Part 2 from November 2008: Hi everyone. I’m writing this because I just want to let other people know who are out there facing the same situation as me.
Anyway after loads of chopping and changing my mind hundreds of times, I’ve decided to go ahead with my pregnancy. I’m currently 17 weeks pregnant and despite going it alone yet again, I’m actually looking forward to the birth of my baby in the summer. I just want to let people know that there is support out there but you have to go and get it because it won’t just come to you. Whatever you decide to do in your own situation there is no right or wrong. It’s not worth beating yourself up about it. We’d all love to be in a situation where we have a loving partner etc. Everyone wants to live an ‘ideal’ life.

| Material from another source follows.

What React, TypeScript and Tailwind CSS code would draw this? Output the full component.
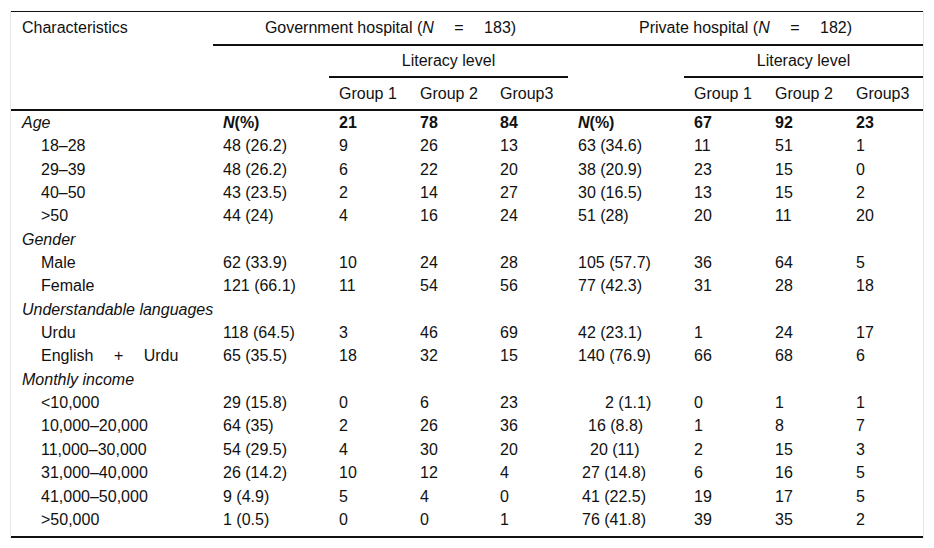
import React from 'react'

type Row =
  | { kind: 'cat'; label: string }
  | { kind: 'row'; label: React.ReactNode; g: string[]; p: string[]; pPad?: string }

const rows: Row[] = [
  { kind: 'cat', label: 'Age' },
  { kind: 'row', label: '18–28', g: ['48 (26.2)', '9', '26', '13'], p: ['63 (34.6)', '11', '51', '1'] },
  { kind: 'row', label: '29–39', g: ['48 (26.2)', '6', '22', '20'], p: ['38 (20.9)', '23', '15', '0'] },
  { kind: 'row', label: '40–50', g: ['43 (23.5)', '2', '14', '27'], p: ['30 (16.5)', '13', '15', '2'] },
  { kind: 'row', label: '>50', g: ['44 (24)', '4', '16', '24'], p: ['51 (28)', '20', '11', '20'] },
  { kind: 'cat', label: 'Gender' },
  { kind: 'row', label: 'Male', g: ['62 (33.9)', '10', '24', '28'], p: ['105 (57.7)', '36', '64', '5'] },
  { kind: 'row', label: 'Female', g: ['121 (66.1)', '11', '54', '56'], p: ['77 (42.3)', '31', '28', '18'] },
  { kind: 'cat', label: 'Understandable languages' },
  { kind: 'row', label: 'Urdu', g: ['118 (64.5)', '3', '46', '69'], p: ['42 (23.1)', '1', '24', '17'] },
  {
    kind: 'row',
    label: (
      <>
        English <span className="px-[16px]">+</span> Urdu
      </>
    ),
    g: ['65 (35.5)', '18', '32', '15'],
    p: ['140 (76.9)', '66', '68', '6'],
  },
  { kind: 'cat', label: 'Monthly income' },
  { kind: 'row', label: '<10,000', g: ['29 (15.8)', '0', '6', '23'], p: ['2 (1.1)', '0', '1', '1'], pPad: 'pl-[37px]' },
  { kind: 'row', label: '10,000–20,000', g: ['64 (35)', '2', '26', '36'], p: ['16 (8.8)', '1', '8', '7'], pPad: 'pl-[20px]' },
  { kind: 'row', label: '11,000–30,000', g: ['54 (29.5)', '4', '30', '20'], p: ['20 (11)', '2', '15', '3'], pPad: 'pl-[22px]' },
  { kind: 'row', label: '31,000–40,000', g: ['26 (14.2)', '10', '12', '4'], p: ['27 (14.8)', '6', '16', '5'], pPad: 'pl-[14px]' },
  { kind: 'row', label: '41,000–50,000', g: ['9 (4.9)', '5', '4', '0'], p: ['41 (22.5)', '19', '17', '5'], pPad: 'pl-[14px]' },
  { kind: 'row', label: '>50,000', g: ['1 (0.5)', '0', '0', '1'], p: ['76 (41.8)', '39', '35', '2'], pPad: 'pl-[14px]' },
]

const NEq = ({ n }: { n: string }) => (
  <>
    (<i>N</i> <span className="px-[16px]">=</span> {n})
  </>
)

export default function App() {
  return (
    <div className="min-h-screen bg-white pt-[11px] pl-[10px] font-['Liberation_Sans',Arial,sans-serif] text-[16px] text-[#111]">
      <div className="w-[914px] border-x border-[#e6e6e6]">
        <table className="w-[912px] table-fixed border-separate border-spacing-0 border-t border-b-2 border-[#111]">
          <colgroup>
            <col className="w-[202px]" />
            <col className="w-[116px]" />
            <col className="w-[81px]" />
            <col className="w-[80px]" />
            <col className="w-[78px]" />
            <col className="w-[116px]" />
            <col className="w-[81px]" />
            <col className="w-[81px]" />
            <col className="w-[77px]" />
          </colgroup>
          <thead>
            <tr>
              <td className="pl-[11px] pr-[10px] py-[7px] leading-[18px] align-top">Characteristics</td>
              <td colSpan={4} className="py-[7px] leading-[18px] text-center border-b-2 border-[#111] align-top">
                Government hospital <NEq n="183" />
              </td>
              <td colSpan={4} className="py-[7px] leading-[18px] text-center border-b-2 border-[#111] align-top">
                Private hospital <NEq n="182" />
              </td>
            </tr>
            <tr>
              <td colSpan={2}></td>
              <td colSpan={3} className="pt-[6px] pb-[6px] leading-[18px] text-center border-b-2 border-[#111] align-top">
                Literacy level
              </td>
              <td></td>
              <td colSpan={3} className="pt-[6px] pb-[6px] leading-[18px] text-center border-b-2 border-[#111] align-top">
                Literacy level
              </td>
            </tr>
            <tr>
              {['', '', 'Group 1', 'Group 2', 'Group3', '', 'Group 1', 'Group 2', 'Group3'].map((h, i) => (
                <td key={i} className="px-[10px] pt-[7px] pb-[6px] leading-[18px] border-b-2 border-[#111] align-top">
                  {h}
                </td>
              ))}
            </tr>
          </thead>
          <tbody>
            {rows.map((r, i) => {
              const last = i === rows.length - 1
              const td = `px-[10px] pt-[2px] leading-[19.35px] align-top ${last ? 'pb-[7px]' : 'pb-[2px]'}`
              if (r.kind === 'cat') {
                if (r.label === 'Age') {
                  return (
                    <tr key={i}>
                      <td className={`${td} pl-[11px] italic`}>Age</td>
                      <td className={`${td} font-bold`}>
                        <i>N</i>(%)
                      </td>
                      <td className={`${td} font-bold`}>21</td>
                      <td className={`${td} font-bold`}>78</td>
                      <td className={`${td} font-bold`}>84</td>
                      <td className={`${td} font-bold`}>
                        <i>N</i>(%)
                      </td>
                      <td className={`${td} font-bold`}>67</td>
                      <td className={`${td} font-bold`}>92</td>
                      <td className={`${td} font-bold`}>23</td>
                    </tr>
                  )
                }
                return (
                  <tr key={i}>
                    <td colSpan={9} className={`${td} pl-[11px] italic`}>
                      {r.label}
                    </td>
                  </tr>
                )
              }
              return (
                <tr key={i}>
                  <td className={`${td} pl-[30px]`}>{r.label}</td>
                  {r.g.map((v, j) => (
                    <td key={'g' + j} className={td}>
                      {v}
                    </td>
                  ))}
                  {r.p.map((v, j) => (
                    <td key={'p' + j} className={`${td} ${j === 0 && r.pPad ? r.pPad : ''}`}>
                      {v}
                    </td>
                  ))}
                </tr>
              )
            })}
          </tbody>
        </table>
      </div>
    </div>
  )
}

For me, I’m 34. I have one child of nearly six who means the world to me and brings me great joy. I work, I have my own place to live, I drive and I’m a very independent person. I’m lucky that I’ve still been able to do things with my son like go on holiday, days out, things we all love to do. If you put your mind to it you can achieve anything. Basically what I’m saying is by having a child on your own, without a partner there, is hard but it’s not impossible. If your family love you, then they will love you for the person you are, regardless of anything. It’s not a bed of roses doing this and sometimes it makes me feel scared but I know that there is support out there from my family and friends and other various sources like CareConfidential.
For me, this is the right thing to do in my life at this time. I hope one day I’ll find true love but in the meantime I’m going to concentrate on bringing up my children. I hope this brings some comfort and help to some of the people that read this. I’m not saying this is the right decision for some people because there is no right or wrong in whatever decision you make. Thanks for reading this. All the best...
Editor’s note: Thanks for sharing your story with us…It will be an encouragement to know that others have managed to get along with an unplanned pregnancy despite the circumstances.